A Bank of Valletta official told The Times Business yesterday the bank's base rate is influenced by market benchmark rates, including the ECB refinancing rate, "but also by other factors, such as the state of the local economy."

"Hence, the bank's interest rates are not automatically revised whenever there are movements in the ECB rate. Naturally, higher interest rates affect both depositors and borrowers, in a totally different manner. The bank will continue to monitor the situation and will revise its rates in due course in line with the prevalent economic and business climate," he added.

HSBC Bank Malta plc said it continued to monitor interest rates in the local market.

"No immediate changes to rates are planned other than to fixed rate loans where funding costs have risen," a spokesman told The Times Business. "The ECB rate increase was widely anticipated and markets have largely factored this in. The ECB's main objective clearly remains price stability.

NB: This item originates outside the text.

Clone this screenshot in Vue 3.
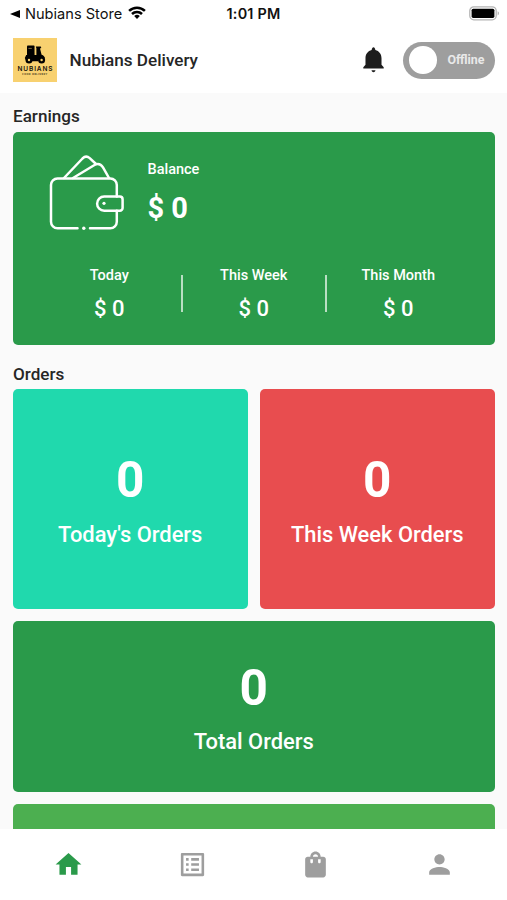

HSBC expects the Maltese economy to perform relatively well with a projected GDP growth higher than the EU average."

Yesterday the euro rose back above $1.45 as it seemed increasingly unlikely the US Federal Reserve would follow the ECB and raise interest rates.

Meanwhile, the interbank lending rate, the Euribor, has risen marginally to its highest levels since June 2009 from the beginning of the year.

It is unclear how far rates will rise in this new series of measures, particularly as growth in weaker eurozone economies could be negatively impacted.

Amid concern the eurozone interest rate rise would pile the pressure on Greece, Portugal, Ireland and possibly Spain Mr Trichet stressed the core member states "were in need of this move already some time ago".

"In that sense, the timing of the increase is a balancing act which is part and parcel of the one size fits all monetary policy," he said last week.